At some point over the weekend, I got the picture of a racehorse in my head.  From my childhood fanaticism for horses, I knew that the best racers need to be pushed.  They have so much heart and energy that if they’re not allowed to run, they get mopey and listless, which is exactly how I was starting to feel.  I knew that I probably wouldn’t be happy as a substitute teacher, and that might be even more stressful than having my own classroom.  I’d left the interview at the retirement village feeling…deflated.  I didn’t really want to play Bingo and go to the grocery store every day.  In other words, I didn’t feel like I was meant to be a draft horse, working day in and day out, plodding steadily along, of which little greatness is expected (though much care is still given).  Somewhere in the rubble of my spirit, something stirred that was hungry again for challenge.

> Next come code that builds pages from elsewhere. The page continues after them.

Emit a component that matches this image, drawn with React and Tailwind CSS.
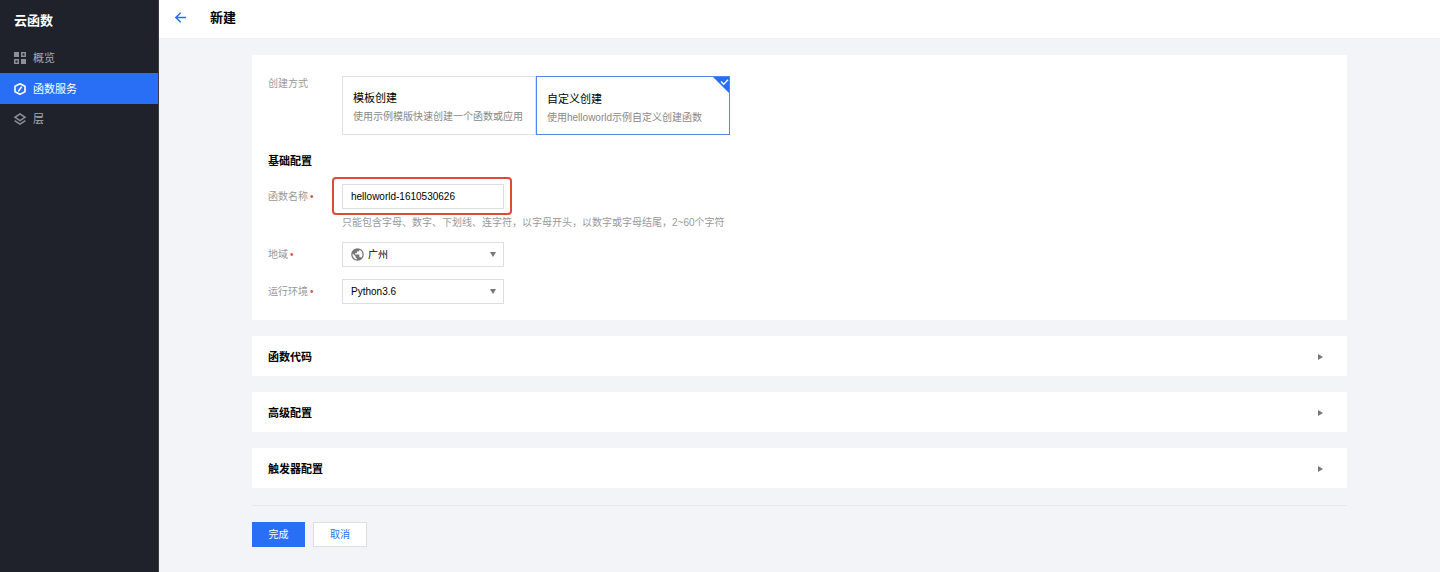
import { useState } from "react";
import { MdPublic } from "react-icons/md";

const OverviewIcon = () => (
  <svg className="w-3 h-3" viewBox="0 0 12 12" fill="currentColor">
    <path d="M0 0h5v5H0zM7 7h5v5H7z" />
    <path
      fillRule="evenodd"
      d="M7 0h5v5H7zM8.5 1.5v2h2v-2zM0 7h5v5H0zM1.5 8.5v2h2v-2z"
    />
  </svg>
);

const FunctionIcon = () => (
  <svg
    className="w-3 h-3"
    viewBox="0 0 12 12"
    fill="none"
    stroke="currentColor"
    strokeWidth="1.6"
  >
    <path d="M6 .8 11 3.2v5.6L6 11.2 1 8.8V3.2z" strokeLinejoin="round" />
    <path d="M7.7 3.6 4.3 8.4" />
  </svg>
);

const LayerIcon = () => (
  <svg
    className="w-3 h-3"
    viewBox="0 0 12 12"
    fill="none"
    stroke="currentColor"
    strokeWidth="1.5"
  >
    <path d="M6 .9 11 4.3 6 7.7 1 4.3z" />
    <path d="M.6 7.6 6 11.1l5.4-3.5" />
  </svg>
);

const menu = [
  { name: "概览", icon: OverviewIcon },
  { name: "函数服务", icon: FunctionIcon, active: true },
  { name: "层", icon: LayerIcon },
];

const methods = [
  { id: "template", title: "模板创建", desc: "使用示例模版快速创建一个函数或应用" },
  { id: "custom", title: "自定义创建", desc: "使用helloworld示例自定义创建函数" },
];

const sections = ["函数代码", "高级配置", "触发器配置"];

const Required = () => <span className="ml-0.5 text-[#d9534f]">•</span>;

const DownArrow = () => (
  <svg
    className="absolute right-2 top-[10px] w-[6px] h-[5px] text-[#777] pointer-events-none"
    viewBox="0 0 6 5"
    fill="currentColor"
  >
    <path d="M0 0h6L3 5z" />
  </svg>
);

const App = () => {
  const [method, setMethod] = useState("custom");
  const [name, setName] = useState("helloworld-1610530626");
  const [region, setRegion] = useState("广州");
  const [runtime, setRuntime] = useState("Python3.6");

  return (
    <div className="flex min-h-screen bg-[#f2f4f8] text-[10px] leading-4 text-black font-['Liberation_Sans','Noto_Sans_CJK_SC',sans-serif]">
      <aside className="w-[159px] shrink-0 bg-[#1f212b] border-r border-[#3a3c46]">
        <h2 className="px-3.5 pt-[13px] pb-3.5 text-[13px] leading-4 font-bold text-white">
          云函数
        </h2>
        <nav>
          {menu.map(({ name, icon: Icon, active }) => (
            <a
              key={name}
              href="#"
              className={
                active
                  ? "flex items-center gap-[7px] h-[31px] px-3.5 text-[11px] text-white bg-[#296ff6]"
                  : "flex items-center gap-[7px] h-[30px] px-3.5 text-[11px] text-[#8e9098]"
              }
            >
              <Icon />
              <span className={active ? "text-white" : "text-[#a8aab0]"}>{name}</span>
            </a>
          ))}
        </nav>
      </aside>

      <div className="flex-1 min-w-0">
        <header className="flex items-center gap-6 h-[39px] pb-[3px] px-4 bg-white border-b border-[#eef0f4]">
          <a href="#" aria-label="返回" className="text-[#296ff6]">
            <svg
              className="w-[11px] h-[11px]"
              viewBox="0 0 11 11"
              fill="none"
              stroke="currentColor"
              strokeWidth="1.5"
            >
              <path d="M5.7.7.9 5.5l4.8 4.8M1 5.5h10" />
            </svg>
          </a>
          <h1 className="text-[13px] font-bold">新建</h1>
        </header>

        <main className="mx-[93px] pt-4 pb-6">
          <form onSubmit={(e) => e.preventDefault()}>
            <section className="px-4 pt-[21px] pb-4 bg-white">
              <div className="flex" role="radiogroup" aria-label="创建方式">
                <span className="w-[74px] shrink-0 text-[#999]">创建方式</span>
                <div className="flex">
                  {methods.map((item) => (
                    <label
                      key={item.id}
                      className={
                        method === item.id
                          ? "relative w-[194px] h-[59px] px-2.5 pt-3.5 border border-[#4f86f0] cursor-pointer"
                          : "relative w-[194px] h-[59px] px-2.5 pt-[13px] border border-[#dfe1e6] cursor-pointer"
                      }
                    >
                      <input
                        type="radio"
                        name="method"
                        className="sr-only"
                        checked={method === item.id}
                        onChange={() => setMethod(item.id)}
                      />
                      <span className="block text-[11px]">{item.title}</span>
                      <span className="block mt-[3px] whitespace-nowrap text-[#888]">
                        {item.desc}
                      </span>
                      {method === item.id && (
                        <svg
                          className="absolute top-0 right-0 w-4 h-4"
                          viewBox="0 0 16 16"
                          fill="none"
                        >
                          <path d="M0 0h16v16z" fill="#296ff6" />
                          <path d="m8 4.5 2.7 2.7L15 2.7" stroke="#fff" strokeWidth="1.3" />
                        </svg>
                      )}
                    </label>
                  ))}
                </div>
              </div>

              <h3 className="mt-[18px] text-[11px] font-bold">基础配置</h3>

              <div className="flex mt-[15px]">
                <label htmlFor="name" className="w-[74px] shrink-0 pt-[5px] text-[#999]">
                  函数名称
                  <Required />
                </label>
                <div>
                  <div className="relative w-[162px]">
                    <input
                      id="name"
                      type="text"
                      className="block w-full h-[25px] px-2 bg-white border border-[#dcdee3] outline-none"
                      value={name}
                      onChange={(e) => setName(e.target.value)}
                    />
                    <span className="absolute -top-[7px] -bottom-[6px] -left-[10px] -right-[8px] border-2 border-[#de4a33] rounded-[4px] pointer-events-none" />
                  </div>
                  <p className="mt-1.5 text-[#999]">
                    只能包含字母、数字、下划线、连字符，以字母开头，以数字或字母结尾，2~60个字符
                  </p>
                </div>
              </div>

              <div className="flex mt-[11px]">
                <label htmlFor="region" className="w-[74px] shrink-0 pt-[5px] text-[#999]">
                  地域
                  <Required />
                </label>
                <div className="relative w-[162px]">
                  <select
                    id="region"
                    className="block w-full h-[25px] pl-[25px] bg-white border border-[#dcdee3] appearance-none"
                    value={region}
                    onChange={(e) => setRegion(e.target.value)}
                  >
                    <option>广州</option>
                  </select>
                  <MdPublic className="absolute left-2 top-[5px] w-[15px] h-[15px] text-[#777] pointer-events-none" />
                  <DownArrow />
                </div>
              </div>

              <div className="flex mt-3">
                <label htmlFor="runtime" className="w-[74px] shrink-0 pt-[5px] text-[#999]">
                  运行环境
                  <Required />
                </label>
                <div className="relative w-[162px]">
                  <select
                    id="runtime"
                    className="block w-full h-[25px] pl-2 bg-white border border-[#dcdee3] appearance-none"
                    value={runtime}
                    onChange={(e) => setRuntime(e.target.value)}
                  >
                    <option>Python3.6</option>
                  </select>
                  <DownArrow />
                </div>
              </div>
            </section>

            {sections.map((title) => (
              <section key={title} className="mt-4 bg-white">
                <button
                  type="button"
                  className="flex items-center justify-between w-full h-10 pt-0.5 pl-4 pr-6 text-[11px] font-bold cursor-pointer"
                >
                  {title}
                  <svg
                    className="w-[5px] h-[6px] text-[#777]"
                    viewBox="0 0 5 6"
                    fill="currentColor"
                  >
                    <path d="M0 0v6l5-3z" />
                  </svg>
                </button>
              </section>
            ))}

            <div className="flex gap-2 mt-[17px] pt-4 border-t border-[#e6e8ec]">
              <button
                type="submit"
                className="w-[53px] h-[25px] pt-px text-white bg-[#296ff6] cursor-pointer"
              >
                完成
              </button>
              <button
                type="button"
                className="w-[54px] h-[25px] pt-px text-[#296ff6] bg-white border border-[#dcdee3] cursor-pointer"
              >
                取消
              </button>
            </div>
          </form>
        </main>
      </div>
    </div>
  );
};

export default App;
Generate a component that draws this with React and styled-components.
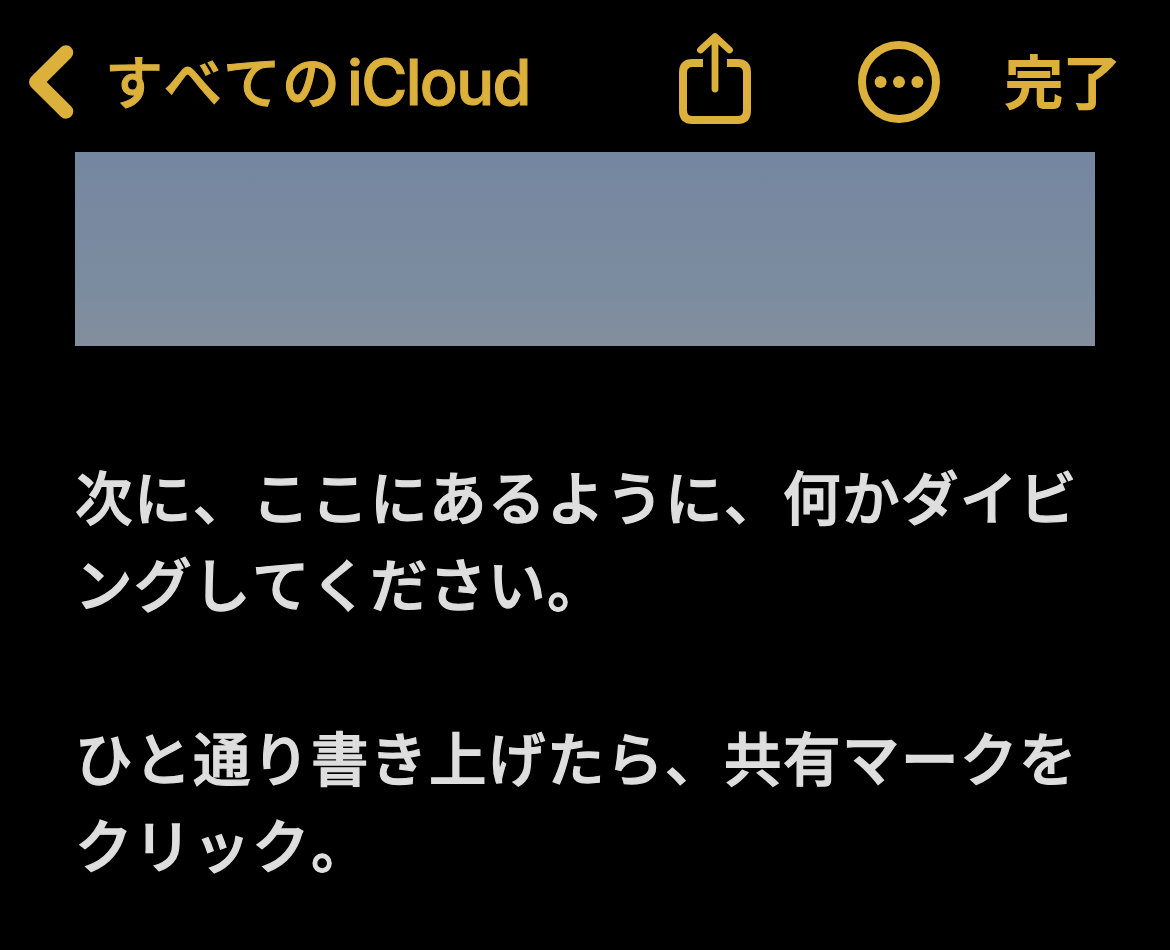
import React from 'react';
import styled, { createGlobalStyle } from 'styled-components';

const ACCENT = '#dbb03b';

const GlobalStyle = createGlobalStyle`
  body {
    margin: 0;
    background: #000;
  }
`;

const Screen = styled.div`
  box-sizing: border-box;
  width: 1170px;
  height: 950px;
  overflow: hidden;
  background: #000;
  font-family: 'Noto Sans CJK JP', sans-serif;
  font-kerning: none;
`;

const Toolbar = styled.header`
  display: flex;
  align-items: center;
  box-sizing: border-box;
  height: 152px;
  padding: 12px 51px 0 28px;
  color: ${ACCENT};
`;

const ToolbarButton = styled.button`
  display: flex;
  align-items: center;
  flex: none;
  height: 140px;
  margin: 0 0 0 ${props => props.$gap || 0}px;
  padding: 0;
  border: 0;
  background: none;
  color: inherit;
  font: inherit;
  font-kerning: inherit;
  white-space: nowrap;
`;

const BackLabel = styled.span`
  width: 242px;
  margin-left: 27px;
  padding-bottom: 7px;
  font-size: 58px;
  font-weight: 500;
  letter-spacing: 1px;
  line-height: 84px;
  text-align: left;
  -webkit-text-stroke: 1.1px currentColor;
`;

const Latin = styled.span`
  width: 185px;
  padding-bottom: 1px;
  font-family: Inter, sans-serif;
  font-size: 63px;
  font-weight: 500;
  letter-spacing: -1.7px;
  line-height: 84px;
  text-align: left;
  -webkit-text-stroke: 1.1px currentColor;
`;

const DoneLabel = styled.span`
  padding-bottom: 7px;
  font-size: 58px;
  font-weight: 500;
  line-height: 84px;
  -webkit-text-stroke: 1.8px currentColor;
`;

const Icon = styled.svg`
  display: block;
  flex: none;
  fill: none;
  stroke: currentColor;
`;

const Attachment = styled.div`
  height: 194px;
  margin: 0 75px;
  background: linear-gradient(#7586a0, #7b8ca0 65%, #828e9d);
`;

const Note = styled.main`
  padding: 106px 60px 0 75px;
  color: #dedede;
  font-size: 57.5px;
  font-weight: 500;
  letter-spacing: 1.5px;
  line-height: 87px;
  -webkit-text-stroke: 1.3px currentColor;
`;

const Paragraph = styled.p`
  margin: 0 0 87px;
  white-space: nowrap;
`;

const BackIcon = () => (
  <Icon width="50" height="80" viewBox="28 42 50 80">
    <path
      d="M66 52.500 36.300 82 66 111.500"
      strokeWidth="14.5"
      strokeLinecap="round"
      strokeLinejoin="round"
    />
  </Icon>
);

const ShareIcon = () => (
  <Icon width="72" height="100" viewBox="679 32 72 100">
    <path
      d="M703 63h-10.500q-9.500 0-9.500 9.500v38q0 9.500 9.500 9.500h45q9.500 0 9.500-9.500v-38q0-9.500-9.500-9.500H727"
      strokeWidth="8"
    />
    <path
      d="M715 89V37M700.500 50 715 36.500 729.500 50"
      strokeWidth="6.8"
      strokeLinecap="round"
      strokeLinejoin="round"
    />
  </Icon>
);

const MoreIcon = () => (
  <Icon width="82" height="82" viewBox="858 41 82 82">
    <circle cx="899" cy="82" r="37" strokeWidth="8" />
    <g fill="currentColor" stroke="none">
      <circle cx="880.600" cy="82" r="6" />
      <circle cx="899" cy="82" r="6" />
      <circle cx="917.400" cy="82" r="6" />
    </g>
  </Icon>
);

const App = () => (
  <>
    <GlobalStyle />
    <Screen>
      <Toolbar>
        <ToolbarButton>
          <BackIcon />
          <BackLabel>すべての</BackLabel>
          <Latin>iCloud</Latin>
        </ToolbarButton>
        <ToolbarButton $gap={147} aria-label="共有">
          <ShareIcon />
        </ToolbarButton>
        <ToolbarButton $gap={107} aria-label="その他">
          <MoreIcon />
        </ToolbarButton>
        <ToolbarButton $gap={65}>
          <DoneLabel>完了</DoneLabel>
        </ToolbarButton>
      </Toolbar>
      <Attachment />
      <Note>
        <Paragraph>
          次に、ここにあるように、何かダイビ
          <br />
          ングしてください。
        </Paragraph>
        <Paragraph>
          ひと通り書き上げたら、共有マークを
          <br />
          クリック。
        </Paragraph>
      </Note>
    </Screen>
  </>
);

export default App;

On Tuesday I talked to the PWCS principal, who told me that the position was primarily for teaching AP Bio, and that something twitched even more restlessly.  I wanted this position, if not this location.  Then I went to the south side of town to interview with ECOT, the largest online school in the state.  Even as I talked up (probably too much so) my experience working with at-risk students–and if a kid is doing school online by the time they’re freshmen, it’s usually because of negative circumstances–I couldn’t help thinking, “But I want to work with children who aren’t pregnant or going to jail or bringing knives to school!”  I know it’s not all about what I want, but at least it was nice to want something.  And in general I feel less fraught, more courageous, and a bit more rational about going back to the classroom.  Even my hesitation about moving met with a rejoinder: The fact that Lima was so close to home meant that I never really had to work hard to meet new people because I could go home any time I wanted.  If I moved 6 or 7 hours away in either direction (because I also applied for a school near Chicago where a friend teaches), I’d be forced to sink or swim.  Which still scares the daylights out of me, but maybe not the living daylights.

This stream of thought is literally endless, so I’m going to arbitrarily choose to end here.  Soooooo…now we wait.  And apply for more jobs.  (By my cover letter count, I’ve applied to at least 17.)  And say, “Bah!” to all this and go to Puerto Rico for four days.

A few scriptures I’ve been chewing on:

Psalm 18:29 – For by you I can run against a troop, and by my God I can leap over a wall.

Romans 8:15 – For you did not receive the spirit of slavery to fall back into fear, but you have received the Spirit of adoption as sons, by whom we cry, “Abba! Father!”